Suratnya ada 4 halaman dengan penjelasan yang cukup detail, setidaknya menurut saya. Persoalannya kemudian yang diangkut dan dibawakan ke publik adalah sebatas judul pada halaman 1 dan daftar 8 obat pada halaman 4. Sehingga seolah-olah ke-8 obat tersebut sudah dapat EUA dan sudah diotorisasi untuk COVID-19. Padahal, dengan pengecekan mandiri kita sebenarnya dapat melihat bahwa obat-obat yang sudah mendapat EUA itu hanya Remdesivir dan Favipiravir pada bulan September 2020.

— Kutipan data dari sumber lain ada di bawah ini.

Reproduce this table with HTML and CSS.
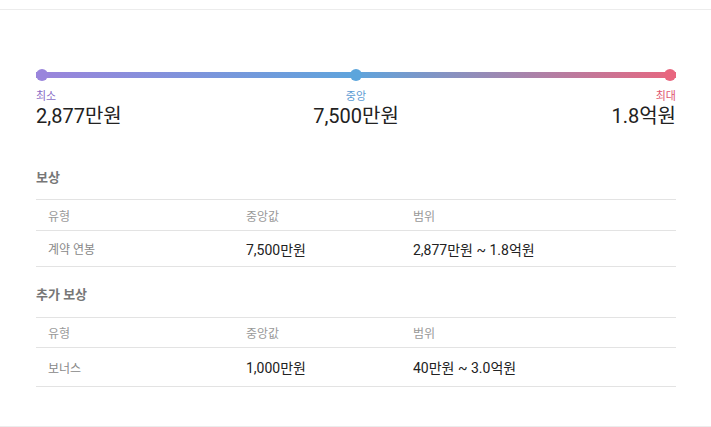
FILE: index.html
```html
<!DOCTYPE html>
<html lang="ko">
<head>
<meta charset="utf-8">
<link rel="stylesheet" href="styles.css">
</head>
<body>
<div class="card">
  <div class="range">
    <div class="track">
      <span class="dot dot-min"></span>
      <span class="dot dot-mid"></span>
      <span class="dot dot-max"></span>
    </div>
    <div class="labels">
      <div class="lab lab-min"><div class="cap">최소</div><div class="val">2,877만원</div></div>
      <div class="lab lab-mid"><div class="cap">중앙</div><div class="val">7,500만원</div></div>
      <div class="lab lab-max"><div class="cap">최대</div><div class="val">1.8억원</div></div>
    </div>
  </div>

  <h3 class="title t1">보상</h3>
  <div class="table">
    <div class="row head h1"><div class="c1">유형</div><div>중앙값</div><div>범위</div></div>
    <div class="row body b1"><div class="c1">계약 연봉</div><div>7,500만원</div><div>2,877만원 ~ 1.8억원</div></div>
  </div>

  <h3 class="title t2">추가 보상</h3>
  <div class="table">
    <div class="row head h2"><div class="c1">유형</div><div>중앙값</div><div>범위</div></div>
    <div class="row body b2"><div class="c1">보너스</div><div>1,000만원</div><div>40만원 ~ 3.0억원</div></div>
  </div>
</div>
</body>
</html>
```

FILE: styles.css
```css
html, body {
  margin: 0;
  padding: 0;
  background: #fff;
}
body {
  font-family: Roboto, "Noto Sans CJK KR", sans-serif;
  color: #222;
}
.card {
  margin-top: 9px;
  height: 416px;
  border-top: 1px solid #ececec;
  border-bottom: 1px solid #ececec;
  padding: 0 35px 0 36px;
}
.range {
  padding-top: 59px;
}
.track {
  height: 12px;
  display: flex;
  align-items: center;
  justify-content: space-between;
  background: linear-gradient(90deg, #9b84db 0%, #5fa4dc 50%, #e8667f 100%) no-repeat;
  background-size: 100% 6px;
  background-position: 0 50%;
  border-radius: 3px;
}
.dot {
  width: 12px;
  height: 12px;
  border-radius: 50%;
}
.dot-min { background: #9a85dc; }
.dot-mid { background: #5ca5dc; }
.dot-max { background: #e8667f; }
.labels {
  margin-top: 9px;
  display: grid;
  grid-template-columns: 1fr auto 1fr;
}
.lab-mid { text-align: center; }
.lab-max { text-align: right; }
.cap {
  font-size: 11px;
  line-height: 14px;
}
.lab-min .cap { color: #8a6cc6; }
.lab-mid .cap { color: #5b9bd3; }
.lab-max .cap { color: #e05670; }
.val {
  font-size: 20px;
  line-height: 24px;
  color: #222;
}
.title {
  margin: 0;
  font-size: 13px;
  line-height: 20px;
  font-weight: 700;
  color: #777;
}
.t1 { margin-top: 40px; margin-bottom: 11px; }
.t2 { margin-top: 18px; margin-bottom: 12px; }
.table {
  border-top: 1px solid #e3e3e3;
}
.row {
  display: grid;
  grid-template-columns: 198px 167px 1fr;
  align-items: center;
  border-bottom: 1px solid #e3e3e3;
}
.row > div {
  padding-left: 12px;
}
.head { font-size: 12px; color: #999; }
.h1 { height: 30px; }
.h2 { height: 29px; }
.b1 { height: 35px; }
.b2 { height: 38px; }
.body { font-size: 14px; color: #222; }
.body .c1 { font-size: 12px; color: #888; }
```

Padahal lagi kalau mau cek suratnya, pada nomor 6 disebut bahwa "Sehubungan dengan terjadinya kelangkaan obat mendukung terapi COVID-19, termasuk obat yang diberikan EUA....", jadi sebenarnya lagi kalau mau mencerna dengan baik maka para pembaca surat dapat membagi daftar 8 obat di halaman 4 itu menjadi 2 bagian besar yakni remdesivir dan favipiravir sebagai obat yang sudah dapat EUA, plus oseltamivir, immunoglobulin, ivermectin, tocilizumab, azithromycin, dan dexametason (tunggal) sebagai obat yang mendukung terapi COVID-19 tapi sampai sejauh ini tidak ada EUA yang secara spesifik menyatakan bahwa obat-obatan tersebut diotorisasi sebagai obat COVID-19.
Apalagi kemudian per 14 Juli 2021, Perhimpunan Dokter Paru Indonesia (PDPI), Perhimpunan Dokter Spesialis Penyakit Dalam Indonesia (PAPDI), Perhimpunan Dokter Spesialis Kardiovaskular Indonesia (PERKI), Perhimpunan Dokter Anestesiologi dan Terapi Intensif Indonesia (PERDATIN), serta Ikatan Dokter Anak Indonesia (IDAI) telah mengirimkan surat ke Kementerian Kesehatan perihal revisi protokol tatalaksana COVID-19 yang antara lain mengatur kembali ketentuan penggunaan oseltamivir dan azithromycin, dua jenis obat yang muncul pada daftar.
Pada dasarnya urusan ivermectin masih tidak berubah dari informasi awal Juli 2021 bahwa tengah dilakukan uji klinik pada 8 rumah sakit, penggunaan di luar skema uji klinik dapat dilakukan sesuai dengan hasil pemeriksaan dan diagnosa dokter, plus jika memang diberikan pada pasien oleh dokter maka penggunaannya sesuai protokol uji klinik yang disetujui.
Dan sebenarnya pula pemberitaan Kompas sudah menyebut soal Expanded Access. Gambaran umum Expanded Access dapat dibaca di situs web FDA berikut ini, tapi intinya sih Expanded Access ditujukan untuk pasien maupun fasilitas pelayanan kesehatan yang tidak memiliki akses pada uji klinik obat yang belum disetujui untuk indikasi penyakit yang diajukan. Jadi, perlu ditekankan bahwa jika nomor izin edar (dalam kondisi normal) atau EUA (dalam kondisi darurat) diberikan kepada industri farmasi, maka Expanded Access diberikan pada institusi maupun fasilitas pelayanan kesehatan.